Developers have been encouraged by market factors to accelerate construction of dual-fueled generators in the Northeast. Such generators typically switch to residual or other petroleum product to produce power when natural gas is either unavailable, has been sold as part of a peak-shaving agreement, or is more economic to sell the gas. While residual fuel often shows a higher spark spread to natural gas in the winter, despite less efficient operations, the fuel is often hampered by environmental permitting constraints.
These additional operating costs require a significant discount for liquid-fired generation to take the place of natural gas.
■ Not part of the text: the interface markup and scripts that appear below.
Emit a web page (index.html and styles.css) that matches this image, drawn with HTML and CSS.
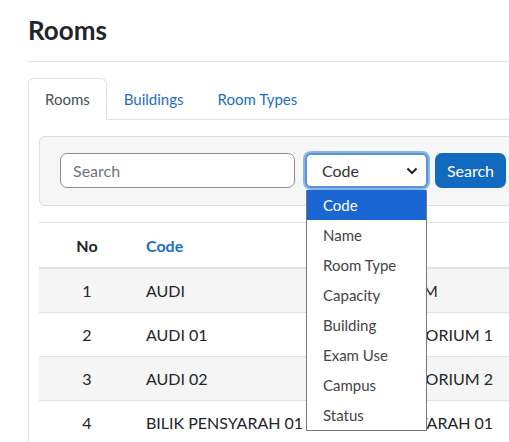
FILE: index.html
```html
<!DOCTYPE html>
<html>
<head>
<meta charset="utf-8">
<link rel="stylesheet" href="styles.css">
</head>
<body>
<div class="page">
  <h1 class="title">Rooms</h1>
  <hr class="rule">
  <ul class="tabs">
    <li class="tab active">Rooms</li>
    <li class="tab">Buildings</li>
    <li class="tab">Room Types</li>
  </ul>
  <div class="tab-content">
    <div class="search-card">
      <input class="search-input" type="text" placeholder="Search">
      <div class="select-wrap">
        <div class="select">
          <span>Code</span>
          <svg class="chev" width="12" height="8" viewBox="0 0 12 8"><path d="M1.5 1.5 L6 6 L10.5 1.5" fill="none" stroke="#222" stroke-width="2"/></svg>
        </div>
        <ul class="dropdown">
          <li class="opt selected">Code</li>
          <li class="opt">Name</li>
          <li class="opt">Room Type</li>
          <li class="opt">Capacity</li>
          <li class="opt">Building</li>
          <li class="opt">Exam Use</li>
          <li class="opt">Campus</li>
          <li class="opt">Status</li>
        </ul>
      </div>
      <button class="btn">Search</button>
    </div>
    <table class="table">
      <thead>
        <tr><th class="c-no">No</th><th class="c-code"><span class="sort">Code</span></th><th class="c-name"><span class="sort">Name</span></th></tr>
      </thead>
      <tbody>
        <tr class="odd"><td class="c-no">1</td><td class="c-code">AUDI</td><td class="c-name">AUDITORIUM</td></tr>
        <tr><td class="c-no">2</td><td class="c-code">AUDI 01</td><td class="c-name">BILIK AUDITORIUM 1</td></tr>
        <tr class="odd"><td class="c-no">3</td><td class="c-code">AUDI 02</td><td class="c-name">BILIK AUDITORIUM 2</td></tr>
        <tr><td class="c-no">4</td><td class="c-code">BILIK PENSYARAH 01</td><td class="c-name">BILIK PENSYARAH 01</td></tr>
      </tbody>
    </table>
  </div>
</div>
</body>
</html>
```
FILE: styles.css
```css
html, body {
  margin: 0;
  padding: 0;
  background: #fff;
  overflow: hidden;
}
body {
  font-family: Lato, "Open Sans", sans-serif;
  color: #212529;
  font-size: 15px;
}
.page {
  width: 560px;
  height: 442px;
  padding: 0 0 0 28px;
  overflow: hidden;
}
.title {
  margin: 0;
  padding-top: 14px;
  font-size: 26px;
  font-weight: 700;
  line-height: 32px;
  color: #212529;
}
.rule {
  margin: 15px 0 0 0;
  border: 0;
  border-top: 1px solid #e3e3e3;
  height: 0;
}
.tabs {
  list-style: none;
  margin: 16px 0 0 0;
  padding: 0;
  display: flex;
  border-bottom: 1px solid #dee2e6;
}
.tab {
  padding: 9px 16px 9px;
  line-height: 22px;
  color: #1b6ec2;
  border: 1px solid transparent;
  border-top-left-radius: 6px;
  border-top-right-radius: 6px;
  margin-bottom: -1px;
}
.tab.active {
  color: #495057;
  border-color: #dee2e6 #dee2e6 #fff;
  background: #fff;
}
.tab-content {
  border-left: 1px solid #dee2e6;
  padding: 16px 0 0 10px;
  height: 330px;
}
.search-card {
  display: flex;
  align-items: center;
  background: #f6f6f6;
  border: 1px solid #dedede;
  border-radius: 6px;
  padding: 16px 20px 17px;
  width: 520px;
}
.search-input {
  box-sizing: border-box;
  width: 235px;
  height: 35px;
  border: 1px solid #8a8f96;
  border-radius: 7px;
  padding: 0 12px;
  font-family: inherit;
  font-size: 16px;
  color: #212529;
  background: #fff;
  outline: none;
}
.search-input::placeholder {
  color: #6c757d;
}
.select-wrap {
  position: relative;
  margin-left: 10px;
}
.select {
  box-sizing: border-box;
  width: 123px;
  height: 35px;
  border: 2px solid #5a94d6;
  box-shadow: 0 0 0 2px #8ab5e6;
  border-radius: 6px;
  background: #fff;
  display: flex;
  align-items: center;
  justify-content: space-between;
  padding: 0 8px 0 15px;
  color: #333;
  font-size: 16px;
}
.chev {
  display: block;
}
.dropdown {
  position: absolute;
  left: 1px;
  top: 37px;
  width: 121px;
  box-sizing: border-box;
  margin: 0;
  padding: 0;
  list-style: none;
  background: #fff;
  border: 1px solid #777;
  border-top: 0;
  z-index: 5;
}
.opt {
  height: 30px;
  line-height: 30px;
  padding-left: 16px;
  color: #444;
}
.opt.selected {
  background: #1a66d2;
  color: #fff;
}
.btn {
  margin-left: 7px;
  height: 35px;
  width: 71px;
  padding: 0;
  border: 0;
  border-radius: 7px;
  background: #1169c0;
  color: #fff;
  font-family: inherit;
  font-size: 16px;
}
.table {
  margin-top: 16px;
  border-collapse: collapse;
  width: 520px;
  font-size: 16px;
}
.table th, .table td {
  text-align: left;
  padding: 0 0 0 11px;
  white-space: nowrap;
}
.table thead tr {
  border-top: 1px solid #dee2e6;
  border-bottom: 2px solid #dee2e6;
}
.table th {
  height: 44px;
  font-weight: 700;
}
.table td {
  height: 43px;
  color: #212529;
}
.table tbody tr {
  border-bottom: 1px solid #dee2e6;
}
.table tr.odd {
  background: #f5f5f5;
}
.table .c-no {
  width: 96px;
  padding: 0;
  text-align: center;
}
.table .c-code {
  width: 179px;
}
.sort {
  color: #1b6ec2;
}
```
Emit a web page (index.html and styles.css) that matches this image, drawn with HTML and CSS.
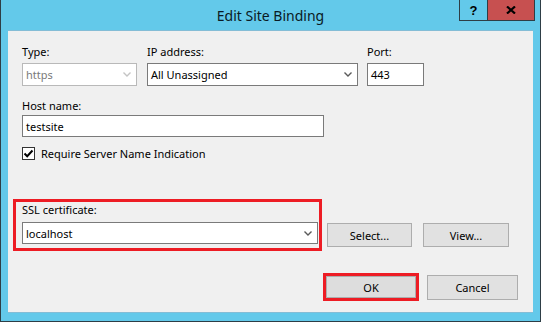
FILE: index.html
```html
<!DOCTYPE html>
<html lang="en">
<head>
    <meta charset="UTF-8">
    <title>Edit Site Binding</title>
    <link rel="stylesheet" href="styles.css">
</head>
<body>
    <div class="window">
        <div class="titlebar">
            <div class="title">Edit Site Binding</div>
            <div class="caption">
                <div class="cap-btn help">?</div>
                <div class="cap-btn close">
                    <svg width="10" height="8" viewBox="0 0 10 8"><path d="M1 0.5 L9 7.5 M9 0.5 L1 7.5" stroke="#000" stroke-width="2.2" fill="none"/></svg>
                </div>
            </div>
        </div>

        <div class="client">
            <!-- Type / IP / Port -->
            <div class="row-top">
                <div class="field f-type">
                    <label>Type:</label>
                    <div class="combo disabled">
                        <span>https</span>
                        <svg class="chev" width="8" height="5" viewBox="0 0 8 5"><path d="M0.5 0.5 L4 4 L7.5 0.5" stroke="#c4c4c4" stroke-width="1.4" fill="none"/></svg>
                    </div>
                </div>
                <div class="field f-ip">
                    <label>IP address:</label>
                    <div class="combo">
                        <span>All Unassigned</span>
                        <svg class="chev" width="8" height="5" viewBox="0 0 8 5"><path d="M0.5 0.5 L4 4 L7.5 0.5" stroke="#5a5a5a" stroke-width="1.4" fill="none"/></svg>
                    </div>
                </div>
                <div class="field f-port">
                    <label>Port:</label>
                    <div class="textbox">443</div>
                </div>
            </div>

            <div class="field f-host">
                <label>Host name:</label>
                <div class="textbox">testsite</div>
            </div>

            <div class="check">
                <span class="box">
                    <svg width="11" height="11" viewBox="0 0 11 11"><path d="M1.5 5.5 L4.2 8.2 L9.5 2.5" stroke="#000" stroke-width="2" fill="none"/></svg>
                </span>
                <span>Require Server Name Indication</span>
            </div>

            <!-- SSL certificate -->
            <div class="ssl-row">
                <div class="ssl-group">
                    <label>SSL certificate:</label>
                    <div class="combo">
                        <span>localhost</span>
                        <svg class="chev" width="8" height="5" viewBox="0 0 8 5"><path d="M0.5 0.5 L4 4 L7.5 0.5" stroke="#5a5a5a" stroke-width="1.4" fill="none"/></svg>
                    </div>
                </div>
                <button class="btn btn-select">Select...</button>
                <button class="btn btn-view">View...</button>
            </div>

            <div class="footer">
                <div class="ok-wrap"><button class="btn btn-ok">OK</button></div>
                <button class="btn btn-cancel">Cancel</button>
            </div>
        </div>
    </div>
</body>
</html>
```

FILE: styles.css
```css
/* General */
body {
    margin: 0;
    font-family: "Noto Sans", "Open Sans", sans-serif;
    font-size: 11px;
    color: #000;
}

.window {
    width: 541px;
    height: 322px;
    box-sizing: border-box;
    display: flex;
    flex-direction: column;
    background: #63c9ea;
    border: 1px solid #2e3e46;
    border-top: none;
}

/* Title bar */
.titlebar {
    height: 30px;
    display: grid;
    grid-template-columns: 1fr auto 1fr;
    align-items: start;
    padding: 0 5px;
}

.title {
    grid-column: 2;
    font-size: 14px;
    line-height: 31px;
    color: #0a1a24;
}

.caption {
    grid-column: 3;
    justify-self: end;
    display: flex;
}

.cap-btn {
    height: 21px;
    box-sizing: border-box;
    display: flex;
    align-items: center;
    justify-content: center;
    border: 1px solid #2e3e46;
    border-top: none;
}

.help {
    width: 29px;
    font-family: "Liberation Sans", sans-serif;
    font-weight: bold;
    font-size: 13px;
}

.close {
    width: 47px;
    border-left: none;
    background: #c75050;
}

/* Client area */
.client {
    flex: 1;
    margin: 0 7px 8px;
    box-sizing: border-box;
    background: #f0f0f0;
    border-top: 1px solid #84bdd6;
    border-bottom: 1px solid #84bdd6;
    padding: 13px 15px 0 14px;
}

label {
    display: block;
    line-height: 16px;
}

.combo,
.textbox {
    box-sizing: border-box;
    height: 23px;
    display: flex;
    align-items: center;
    background: #fff;
    border: 1px solid #7a7a7a;
    padding: 0 5px 0 3px;
}

.combo {
    justify-content: space-between;
}

.combo.disabled {
    border-color: #b9b9b9;
    color: #7a7a7a;
}

.row-top {
    display: flex;
    gap: 9px;
}

.row-top label {
    margin-bottom: 3px;
}

.f-type {
    width: 116px;
}

.f-type .combo {
    width: 115px;
}

.f-ip {
    width: 211px;
}

.f-port {
    width: 57px;
}

.f-host {
    margin-top: 12px;
    width: 302px;
}

.f-host label {
    margin-bottom: 1px;
}

.f-host .textbox {
    height: 22px;
}

.check {
    margin-top: 10px;
    display: flex;
    align-items: center;
    gap: 6px;
    line-height: 13px;
}

.check .box {
    width: 13px;
    height: 13px;
    box-sizing: border-box;
    border: 1px solid #333;
    background: #fff;
    display: flex;
    align-items: center;
    justify-content: center;
}

/* SSL group */
.ssl-row {
    margin-top: 39px;
    display: flex;
    align-items: flex-start;
}

.ssl-group {
    margin-left: -9px;
    width: 309px;
    box-sizing: border-box;
    border: 3px solid #ed1c24;
    padding: 0 1px 4px 6px;
}

.ssl-group label {
    margin-bottom: 4px;
}

.ssl-group .combo {
    height: 22px;
}

/* Buttons */
.btn {
    box-sizing: border-box;
    height: 24px;
    padding: 0;
    background: #e1e1e1;
    border: 1px solid #adadad;
    font-family: inherit;
    font-size: 11px;
    color: #000;
}

.btn-select {
    width: 85px;
    margin: 24px 0 0 5px;
}

.btn-view {
    width: 86px;
    margin: 24px 0 0 11px;
}

.footer {
    margin-top: 22px;
    display: flex;
    justify-content: flex-end;
    align-items: center;
    gap: 8px;
}

.ok-wrap {
    border: 3px solid #ed1c24;
    display: flex;
}

.btn-ok {
    width: 90px;
    height: 22px;
    background: #dddddd;
}

.btn-cancel {
    width: 91px;
    height: 25px;
}
```
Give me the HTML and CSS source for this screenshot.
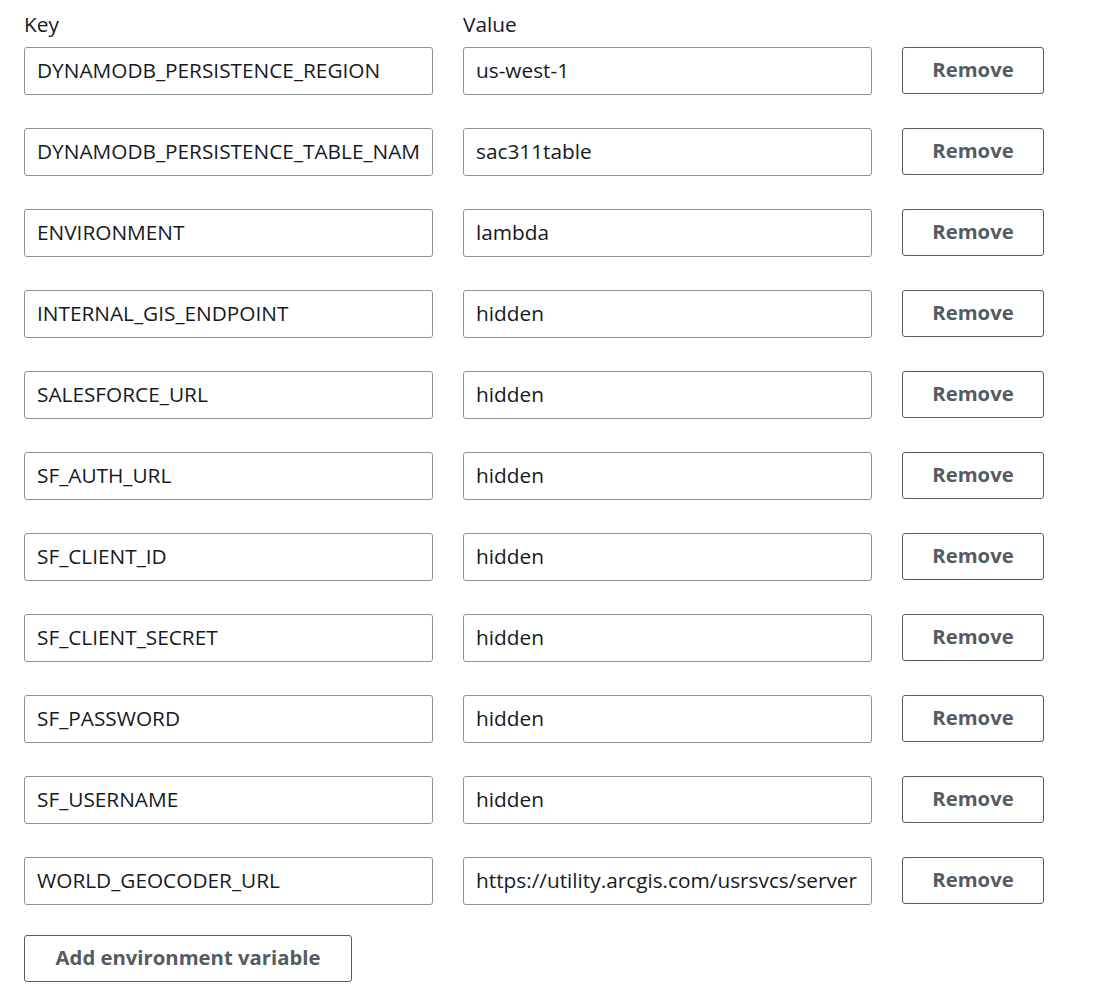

Any carbon cost will hit the liquid generation portion of a dual-fueled generator much more so than the natural-gas portion, diminishing the advantage a dual-fueled generator has, and increasing wholesale power prices more so than regions that do not depend on petroleum liquids generation for peak loads.
From an economic perspective for generators, winners will include nuclear, hydro, and wind generation units where revenues are determined by the clearing price of the most expensive dispatched generator. These units will see increased revenues with rising clearing prices, but flat generation costs. On a dollar-per-megawatt-hour basis, natural-gas units will tread water primarily by absorbing the cost but being compensated to nearly the same degree. Losers will be coal and liquid generation units that will see cost increases outstrip the increases in power prices. Coal will be hit doubly for both off peak and peak as nuclear generation comes on line, growing the “clean stack” for off-peak power and squeezing coal out of hours where spark spreads are now still strong.